‘The 100’ series finale ties together seven seasons of existentialism

Pictured Above: Season seven of The 100 concluded on September 30.

Courtesy of CW Promotional Photos


By Catherine Hicks

The seventh and final season of The 100 closed a long and at times confusing science fiction adventure that followed the future human race’s fight to survive extinction.

The show is based off Kass Morgan’s young adult series The 100, though the show and books are significantly different.

In a futuristic world where radiation and artificial intelligence has destroyed much of the human race, one surviving group has retreated to a space station, known as The Ark, that orbits an uninhabitable Earth. 

The main group of characters, known as “The 100”, is a group of 100 juvenile delinquents that have been jailed for breaking the many, strict rules of The Ark. When their resources begin to dwindle, and the leaders on The Ark realize that they need a solution, they respond by sending the 100 delinquents to Earth – without knowing if it is inhabitable.
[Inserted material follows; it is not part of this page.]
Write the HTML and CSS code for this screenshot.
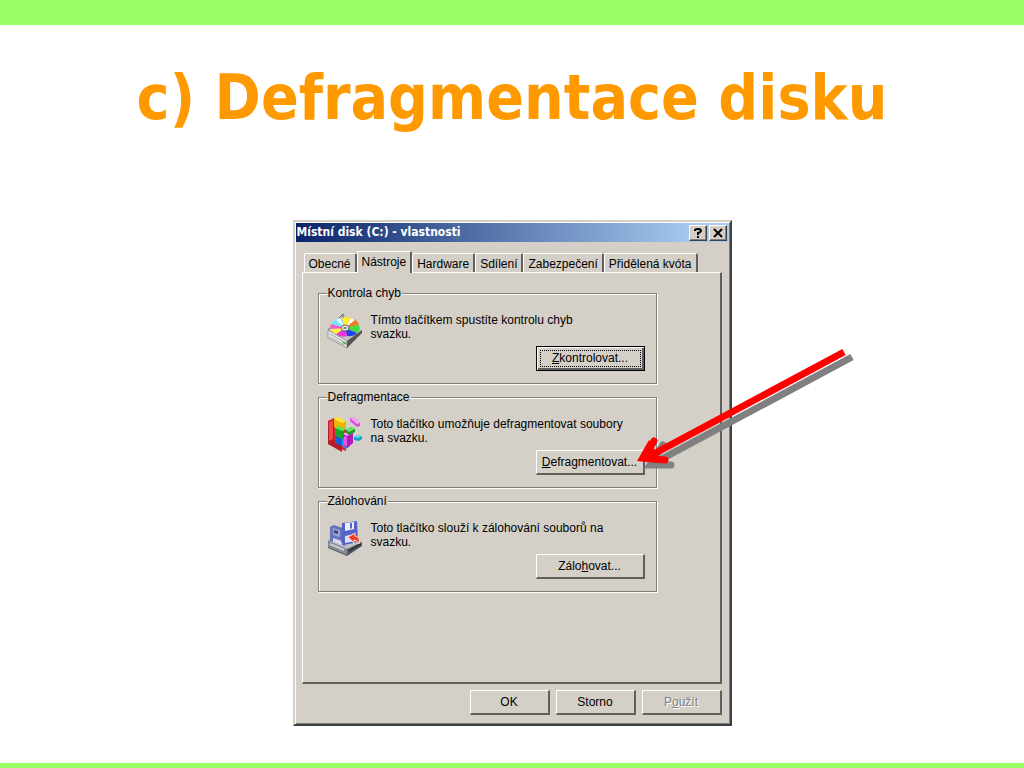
FILE: index.html
```html
<!DOCTYPE html>
<html lang="cs">
<head>
<meta charset="utf-8">
<title>c) Defragmentace disku</title>
<link rel="stylesheet" href="styles.css">
</head>
<body>
<main class="slide">
  <h1 class="slide-title">c) Defragmentace disku</h1>
  <section class="dialog" aria-labelledby="dialog-title">
    <header class="titlebar">
      <h2 class="titlebar-text" id="dialog-title">Místní disk (C:) - vlastnosti</h2>
      <button class="caption-button" type="button" aria-label="Nápověda">
        <svg width="10" height="10" viewBox="0 0 10 10"><path d="M2 3V2Q2 1 5 1T8 3Q8 4 5 5V7M5 8V10" fill="none" stroke="#000" stroke-width="2"/></svg>
      </button>
      <button class="caption-button" type="button" aria-label="Zavřít">
        <svg width="10" height="10" viewBox="0 0 10 10"><path d="M1 1L9 9M9 1L1 9" fill="none" stroke="#000" stroke-width="2"/></svg>
      </button>
    </header>
    <div class="dialog-body">
      <div class="tabs" role="tablist">
        <button class="tab" type="button" role="tab">Obecné</button>
        <button class="tab tab-selected" type="button" role="tab" aria-selected="true">Nástroje</button>
        <button class="tab" type="button" role="tab">Hardware</button>
        <button class="tab" type="button" role="tab">Sdílení</button>
        <button class="tab" type="button" role="tab">Zabezpečení</button>
        <button class="tab" type="button" role="tab">Přidělená kvóta</button>
      </div>
      <div class="panel" role="tabpanel">
        <fieldset class="group">
          <legend class="group-title">Kontrola chyb</legend>
          <svg class="group-icon" viewBox="0 0 36 36" aria-hidden="true">
            <path d="M1 17L16 0L35 17L20 29Z" fill="#c4c5c0"/>
            <path d="M1 17L16 1V5" fill="none" stroke="#666"/>
            <path d="M1 17L20 28V35L1 25Z" fill="#e4e4e4" stroke="#999"/>
            <path d="M20 28L35 17V20L20 35Z" fill="#555"/>
            <path d="M3 21L17 29M3 24L17 32" stroke="#aaa"/>
            <path d="M16 29L19 31" stroke="#3b3" stroke-width="2"/>
            <path d="M18 15L4 11Q8 5 15 5Z" fill="#69e8ff"/>
            <path d="M18 15L15 5Q20 3 24 5Z" fill="#ffee28"/>
            <path d="M18 15L24 5Q31 7 32 12Z" fill="#ef7c24"/>
            <path d="M18 15L32 12Q34 17 30 20Z" fill="#42dc48"/>
            <path d="M18 15L30 20Q26 24 20 23Z" fill="#283ff0"/>
            <path d="M18 15L20 23Q14 25 9 21Z" fill="#ef34dc"/>
            <path d="M18 15L9 21Q2 18 4 11Z" fill="#fff23c"/>
            <path d="M18 15L4 16Q3 13 4 11Z" fill="#f75bd4"/>
            <path d="M9 7L13 5L18 15ZM24 5L28 7L18 15Z" fill="#fff"/>
            <ellipse cx="18" cy="15" rx="4" ry="3" fill="#eee" stroke="#666"/>
            <ellipse cx="18" cy="15" rx="2" ry="1" fill="#777"/>
          </svg>
          <div class="group-content">
            <p class="group-text">Tímto tlačítkem spustíte kontrolu chyb<br>svazku.</p>
            <button class="button button-default" type="button"><span class="button-focus"><u>Z</u>kontrolovat...</span></button>
          </div>
        </fieldset>
        <fieldset class="group">
          <legend class="group-title">Defragmentace</legend>
          <svg class="group-icon" viewBox="0 0 36 36" aria-hidden="true">
            <path d="M1 4L7 1L19 9V34L1 27Z" fill="#e32334"/>
            <path d="M1 4V27L15 35V28L7 23V2Z" fill="#b71d29"/>
            <path d="M2 5L6 3V22L2 24Z" fill="#f04848"/>
            <path d="M7 2L10 0L19 4V12L14 14L7 10Z" fill="#efb400"/>
            <path d="M7 2L10 0L19 4L15 6Z" fill="#ffe83e"/>
            <path d="M8 11L16 14V22L8 19Z" fill="#18a829"/>
            <path d="M8 11L12 9L19 12L16 14Z" fill="#5ce652"/>
            <path d="M8 19L16 22V29L8 26Z" fill="#1260dc"/>
            <path d="M15 22L19 20L23 22V29L19 32L15 29Z" fill="#259cf2"/>
            <path d="M16 17L21 14L26 16V26L20 31L17 29V20Z" fill="#b318bd"/>
            <path d="M16 17L21 14L26 16L20 19Z" fill="#ffa6fa"/>
            <path d="M17 19L20 20V30L17 28Z" fill="#e655e8"/>
            <path d="M19 13L24 10L28 12V15L22 18L19 16Z" fill="#179d24"/>
            <path d="M19 13L24 10L28 12L22 15Z" fill="#68e26b"/>
            <path d="M23 1L26 0L33 6V9L30 10L23 4Z" fill="#d74ee0"/>
            <path d="M23 1L26 0L33 6L30 7Z" fill="#ff9cff"/>
            <path d="M27 20L31 18L35 19V22L32 24L27 23Z" fill="#189fc7"/>
            <path d="M27 20L31 18L35 19L31 21Z" fill="#63dff2"/>
          </svg>
          <div class="group-content">
            <p class="group-text">Toto tlačítko umožňuje defragmentovat soubory<br>na svazku.</p>
            <button class="button" type="button"><u>D</u>efragmentovat...</button>
          </div>
        </fieldset>
        <fieldset class="group">
          <legend class="group-title">Zálohování</legend>
          <svg class="group-icon" viewBox="0 0 36 36" aria-hidden="true">
            <path d="M1 20L7 15L35 21V25L20 35L1 27Z" fill="#555a66"/>
            <path d="M1 20L12 15L35 21L20 28Z" fill="#bfc2c5"/>
            <path d="M1 20L20 28V34L1 26Z" fill="#858a92"/>
            <path d="M3 23L17 29" stroke="#c8cacd" stroke-width="2"/>
            <path d="M22 30L34 23" stroke="#333" stroke-width="2"/>
            <path d="M3 6L7 4L18 8V25L3 20Z" fill="#6674b8"/>
            <path d="M6 7L13 9V16L6 14Z" fill="#9aa4ce"/>
            <path d="M7 9L11 10V13L7 12Z" fill="#374187"/>
            <path d="M6 17L15 20V24L6 21Z" fill="#d5d9ed"/>
            <path d="M15 2L30 0L31 21L17 24L14 21Z" fill="#5662c9"/>
            <path d="M18 2L27 1V8L18 10Z" fill="#eef1ff"/>
            <path d="M23 2L25 2V7L23 8Z" fill="#5663b0"/>
            <path d="M18 15L28 13V20L18 22Z" fill="#dce1f7"/>
            <path d="M21 16L28 12V15Q34 16 32 23Q30 19 27 19V22Z" fill="#f04125" stroke="#ffd6cc" stroke-width="1"/>
          </svg>
          <div class="group-content">
            <p class="group-text">Toto tlačítko slouží k zálohování souborů na<br>svazku.</p>
            <button class="button" type="button">Zálo<u>h</u>ovat...</button>
          </div>
        </fieldset>
      </div>
      <footer class="actions">
        <button class="button action" type="button">OK</button>
        <button class="button action" type="button">Storno</button>
        <button class="button action" type="button" disabled>P<u>o</u>užít</button>
      </footer>
    </div>
    <svg class="pointer" width="230" height="140" viewBox="0 0 230 140" aria-hidden="true">
      <g fill="none" stroke="#808080" stroke-width="7">
        <path d="M222 17L26 122"/>
        <path d="M33 105L20 125L41 125" stroke-linecap="round"/>
      </g>
      <g fill="none" stroke="#f00" stroke-width="7">
        <path d="M214 12L18 117"/>
        <path d="M24 101L14 118L35 120" stroke-linecap="round"/>
      </g>
      <path d="M7 121L19 100L32 123Z" fill="#f00"/>
    </svg>
  </section>
</main>
</body>
</html>
```
FILE: styles.css
```css
* {
  box-sizing: border-box;
}

body {
  margin: 0;
  background: #fff;
}

.slide {
  display: flex;
  flex-direction: column;
  align-items: center;
  min-height: 100vh;
  padding-bottom: 36px;
  border-top: 25px solid #9f6;
  border-bottom: 5px solid #9f6;
}

.slide-title {
  margin: 35px 0 84px;
  color: #f90;
  font: bold 62px/76px "DejaVu Sans Condensed", "DejaVu Sans", sans-serif;
  text-align: center;
}

.dialog {
  position: relative;
  width: 100%;
  max-width: 439px;
  padding: 1px;
  border: 2px solid;
  border-color: #d4d0c8 #404040 #404040 #d4d0c8;
  box-shadow: inset 1px 1px #fff, inset -1px -1px #808080;
  background: #d4d0c8;
  color: #000;
  font: 12px/14px "Liberation Sans", Arial, sans-serif;
}

.titlebar {
  display: flex;
  align-items: center;
  height: 19px;
  padding: 0 2px 0 1px;
  background: linear-gradient(to right, #0a246a, #a6caf0 92%);
}

.titlebar-text {
  flex: 1;
  margin: 0;
  color: #fff;
  font: bold 12px/19px "DejaVu Sans Condensed", "DejaVu Sans", sans-serif;
}

.caption-button {
  display: flex;
  align-items: center;
  justify-content: center;
  width: 18px;
  height: 16px;
  padding: 0;
  border: 1px solid;
  border-color: #fff #404040 #404040 #fff;
  box-shadow: inset -1px -1px #808080;
  background: #d4d0c8;
}

.caption-button + .caption-button {
  margin-left: 2px;
}

.dialog-body {
  padding: 9px 7px 8px 6px;
}

.tabs {
  display: flex;
  align-items: flex-end;
  height: 21px;
  padding: 0 24px 0 2px;
}

.tab {
  flex: auto;
  height: 19px;
  padding: 1px 3px 0;
  border: solid;
  border-width: 1px 2px 0 1px;
  border-color: #fff #606060 #fff #fff;
  border-radius: 2px 2px 0 0;
  background: #d4d0c8;
  color: #000;
  font: inherit;
  white-space: nowrap;
}

.tab-selected {
  z-index: 1;
  height: 22px;
  margin: 0 0 -1px;
  padding-bottom: 3px;
}

.panel {
  min-height: 412px;
  padding: 13px 63px 16px 15px;
  border: solid;
  border-width: 1px 2px 2px 1px;
  border-color: #fff #606060 #606060 #fff;
}

.group {
  display: flex;
  gap: 8px;
  min-width: 0;
  margin: 0 0 6px;
  padding: 13px 11px 12px 8px;
  border: 1px solid #808080;
  box-shadow: inset 1px 1px #fff, 1px 1px #fff;
}

.group-title {
  padding: 0 1px;
  background: #d4d0c8;
}

.group-icon {
  flex: none;
  width: 36px;
  height: 36px;
}

.group-content {
  display: flex;
  flex: 1;
  flex-direction: column;
  align-items: flex-end;
  gap: 5px;
}

.group-text {
  align-self: stretch;
  margin: 0;
}

.button {
  min-width: 109px;
  height: 25px;
  padding: 0 2px;
  border: solid;
  border-width: 1px 2px 2px 1px;
  border-color: #fff #606060 #606060 #fff;
  background: #d4d0c8;
  color: #000;
  font: inherit;
}

.button-default {
  padding: 2px;
  border: 1px solid #000;
  box-shadow: inset 1px 1px #fff, inset -2px -2px #606060;
}

.button-focus {
  display: block;
  margin: 0 1px;
  border: 1px dotted #000;
  line-height: 15px;
}

.actions {
  display: flex;
  justify-content: flex-end;
  gap: 6px;
  padding-top: 6px;
}

.action {
  min-width: 80px;
}

.button:disabled {
  color: #808080;
  text-shadow: 1px 1px #fff;
}

.pointer {
  position: absolute;
  top: 118px;
  left: 335px;
  pointer-events: none;
}
```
This is only the first of many morally questionable decisions made by main characters in the show, including murder, betrayal, mass genocide (more than once) and human experimentation.

These decisions were all results of the show-writer’s commitment to put the characters in unimaginable positions, that required them to put survival above any act.

In my opinion, by the seventh season, the show had elevated itself beyond the individual stories of its characters to one that raised deep existential questions about the nature of humanity. 

This theme came full circle in the final season, as viewers watched the last two remaining factions of humanity battle for enlightenment – to be elevated beyond a human existence of pain and to one of light and contentment. 

As the questionable decisions of the main characters and all of humanity are weighed, to decide if humanity deserves enlightenment, the thematic question of the show is raised: Is humanity capable of an existence without conflict and bloodshed?